Set task: Write out each line of the listing as it stands, without the images.

Dataset excerpt:
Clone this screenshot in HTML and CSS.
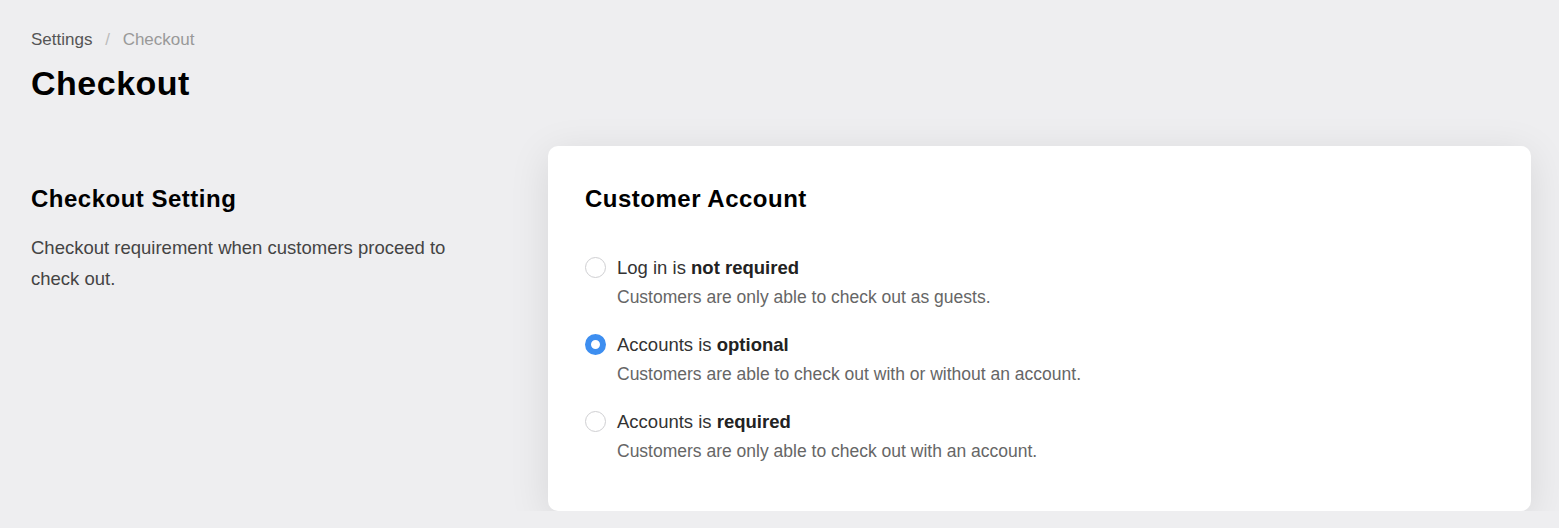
FILE: index.html
```html
<!DOCTYPE html>
<html lang="en">
<head>
<meta charset="utf-8">
<title>Checkout</title>
<link rel="stylesheet" href="styles.css">
</head>
<body>
<div class="page">
  <nav class="breadcrumb">
    <span class="crumb-link">Settings</span>
    <span class="crumb-sep">/</span>
    <span class="crumb-current">Checkout</span>
  </nav>
  <h1 class="page-title">Checkout</h1>
  <section class="layout">
    <div class="intro">
      <h2 class="intro-title">Checkout Setting</h2>
      <p class="intro-text">Checkout requirement when customers proceed to check out.</p>
    </div>
    <div class="card">
      <h2 class="card-title">Customer Account</h2>
      <div class="options">
        <label class="option">
          <span class="radio"></span>
          <span class="option-body">
            <span class="option-label">Log in is <b>not required</b></span>
            <span class="option-desc">Customers are only able to check out as guests.</span>
          </span>
        </label>
        <label class="option">
          <span class="radio checked"></span>
          <span class="option-body">
            <span class="option-label">Accounts is <b>optional</b></span>
            <span class="option-desc">Customers are able to check out with or without an account.</span>
          </span>
        </label>
        <label class="option">
          <span class="radio"></span>
          <span class="option-body">
            <span class="option-label">Accounts is <b>required</b></span>
            <span class="option-desc">Customers are only able to check out with an account.</span>
          </span>
        </label>
      </div>
    </div>
  </section>
</div>
</body>
</html>
```

FILE: styles.css
```css
* { box-sizing: border-box; }
html, body {
  margin: 0;
  background: #eeeef0;
  font-family: "Liberation Sans", Arial, sans-serif;
  color: #111;
}
.page {
  padding: 30px 28px 0 31px;
}
.breadcrumb {
  font-size: 17px;
  line-height: 20px;
  height: 20px;
}
.crumb-link { color: #555; }
.crumb-sep { color: #bbb; margin: 0 8px; }
.crumb-current { color: #999; }
.page-title {
  margin: 13px 0 0;
  font-size: 34px;
  letter-spacing: 0.5px;
  line-height: 40px;
  font-weight: 700;
  color: #000;
}
.layout {
  margin-top: 43px;
  display: grid;
  grid-template-columns: 460px 1fr;
  column-gap: 57px;
  align-items: start;
}
.intro { padding-top: 40px; }
.intro-title {
  margin: 0;
  font-size: 24px;
  letter-spacing: 0.5px;
  line-height: 26px;
  font-weight: 700;
  color: #000;
}
.intro-text {
  margin: 20px 0 0;
  font-size: 18.5px;
  line-height: 31px;
  color: #444;
}
.card {
  background: #fff;
  border-radius: 10px;
  padding: 40px 37px 49px;
  box-shadow: 0 8px 40px rgba(0, 0, 0, 0.1);
}
.card-title {
  margin: 0;
  font-size: 24px;
  letter-spacing: 0.5px;
  line-height: 26px;
  font-weight: 700;
  color: #000;
}
.options {
  margin-top: 44px;
  display: flex;
  flex-direction: column;
  gap: 25px;
}
.option {
  display: flex;
  align-items: flex-start;
  gap: 11px;
}
.radio {
  flex: none;
  width: 21px;
  height: 21px;
  margin-top: 1px;
  border-radius: 50%;
  border: 1px solid #cfcfd2;
  background: #fff;
}
.radio.checked {
  border: 6px solid #3d8ef0;
}
.option-body {
  display: flex;
  flex-direction: column;
  gap: 6px;
}
.option-label {
  font-size: 18.5px;
  line-height: 24px;
  color: #333;
}
.option-label b { color: #222; }
.option-desc {
  font-size: 17.5px;
  line-height: 22px;
  color: #666;
}
```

Answer below:
Clone this screenshot in HTML and CSS.
FILE: index.html
```html
<!DOCTYPE html>
<html lang="en">
<head>
<meta charset="utf-8">
<title>Checkout</title>
<link rel="stylesheet" href="styles.css">
</head>
<body>
<div class="page">
  <nav class="breadcrumb">
    <span class="crumb-link">Settings</span>
    <span class="crumb-sep">/</span>
    <span class="crumb-current">Checkout</span>
  </nav>
  <h1 class="page-title">Checkout</h1>
  <section class="layout">
    <div class="intro">
      <h2 class="intro-title">Checkout Setting</h2>
      <p class="intro-text">Checkout requirement when customers proceed to check out.</p>
    </div>
    <div class="card">
      <h2 class="card-title">Customer Account</h2>
      <div class="options">
        <label class="option">
          <span class="radio"></span>
          <span class="option-body">
            <span class="option-label">Log in is <b>not required</b></span>
            <span class="option-desc">Customers are only able to check out as guests.</span>
          </span>
        </label>
        <label class="option">
          <span class="radio checked"></span>
          <span class="option-body">
            <span class="option-label">Accounts is <b>optional</b></span>
            <span class="option-desc">Customers are able to check out with or without an account.</span>
          </span>
        </label>
        <label class="option">
          <span class="radio"></span>
          <span class="option-body">
            <span class="option-label">Accounts is <b>required</b></span>
            <span class="option-desc">Customers are only able to check out with an account.</span>
          </span>
        </label>
      </div>
    </div>
  </section>
</div>
</body>
</html>
```

FILE: styles.css
```css
* { box-sizing: border-box; }
html, body {
  margin: 0;
  background: #eeeef0;
  font-family: "Liberation Sans", Arial, sans-serif;
  color: #111;
}
.page {
  padding: 30px 28px 0 31px;
}
.breadcrumb {
  font-size: 17px;
  line-height: 20px;
  height: 20px;
}
.crumb-link { color: #555; }
.crumb-sep { color: #bbb; margin: 0 8px; }
.crumb-current { color: #999; }
.page-title {
  margin: 13px 0 0;
  font-size: 34px;
  letter-spacing: 0.5px;
  line-height: 40px;
  font-weight: 700;
  color: #000;
}
.layout {
  margin-top: 43px;
  display: grid;
  grid-template-columns: 460px 1fr;
  column-gap: 57px;
  align-items: start;
}
.intro { padding-top: 40px; }
.intro-title {
  margin: 0;
  font-size: 24px;
  letter-spacing: 0.5px;
  line-height: 26px;
  font-weight: 700;
  color: #000;
}
.intro-text {
  margin: 20px 0 0;
  font-size: 18.5px;
  line-height: 31px;
  color: #444;
}
.card {
  background: #fff;
  border-radius: 10px;
  padding: 40px 37px 49px;
  box-shadow: 0 8px 40px rgba(0, 0, 0, 0.1);
}
.card-title {
  margin: 0;
  font-size: 24px;
  letter-spacing: 0.5px;
  line-height: 26px;
  font-weight: 700;
  color: #000;
}
.options {
  margin-top: 44px;
  display: flex;
  flex-direction: column;
  gap: 25px;
}
.option {
  display: flex;
  align-items: flex-start;
  gap: 11px;
}
.radio {
  flex: none;
  width: 21px;
  height: 21px;
  margin-top: 1px;
  border-radius: 50%;
  border: 1px solid #cfcfd2;
  background: #fff;
}
.radio.checked {
  border: 6px solid #3d8ef0;
}
.option-body {
  display: flex;
  flex-direction: column;
  gap: 6px;
}
.option-label {
  font-size: 18.5px;
  line-height: 24px;
  color: #333;
}
.option-label b { color: #222; }
.option-desc {
  font-size: 17.5px;
  line-height: 22px;
  color: #666;
}
```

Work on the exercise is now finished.